For this session, we asked two inspirational University of Waterloo professors, Kelly Anthony, and Hamid Jahed, to draw us into their disciplines and into the learning spaces they create for their students by teaching us a concept from their own courses. The methods they use are diverse, but the intention underlying them is the same: to engage students in thinking about important disciplinary concepts and questions. After each presenter takes us into his or her learning space, we’ll have the opportunity to reflect on and discuss the ways in which these methods might be adapted in our own fields and within our own classrooms.
Kelly has taught dozens of classes over her 17 year teaching career in the areas of psychology, scientific methods, communications, and public health at several universities here and in the US. Her current courses focus on social justice and public health and she is passionate about teaching strategies that really engage, challenge, and awaken students, especially those that involve experiential learning in the community or with members of the community. In this session, Kelly will address the following questions: What exactly are the boundaries of the modern university classroom? How can we see the community as a teaching tool that benefits both our students and our world? She will share with us how a discussion about childhood experiences can come to life by ‘co-teaching’ the topic with youth from foster care.

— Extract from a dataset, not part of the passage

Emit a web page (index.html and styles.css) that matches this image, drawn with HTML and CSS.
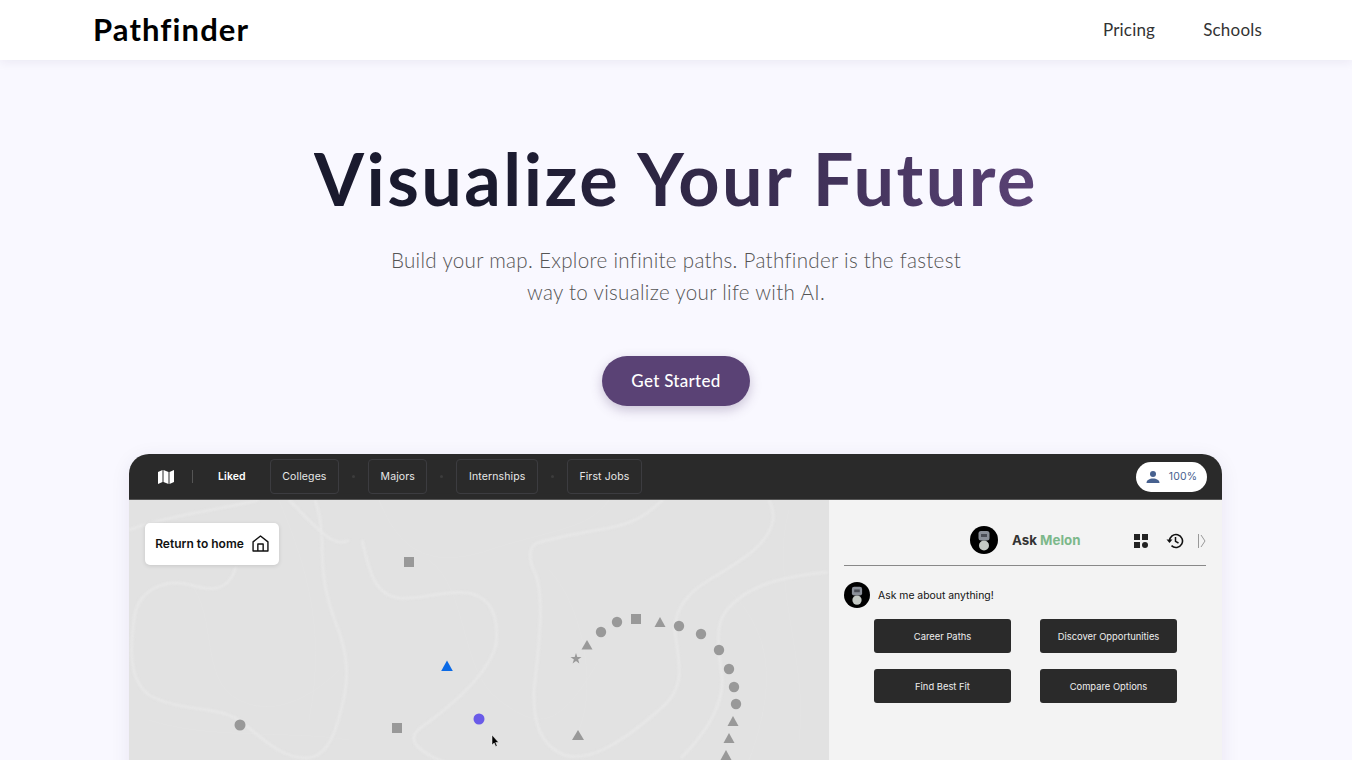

An undergraduate course that he teaches each year to the second year mechatronics engineering students is Mechanics of Deformable Solids (MODS), an introductory course to the behaviour of structures under load. Like any other subject, introducing the building-block concepts to a large young audience and assuring that the idea has gone across, is very challenging. Over the past decade, Hamid has developed a few hands-on activities and in-class demonstrations to encourage critical thinking, and to engage students with in-class learning. Hamid will take us into the “structural stability” concept through some simple in-class demonstrations.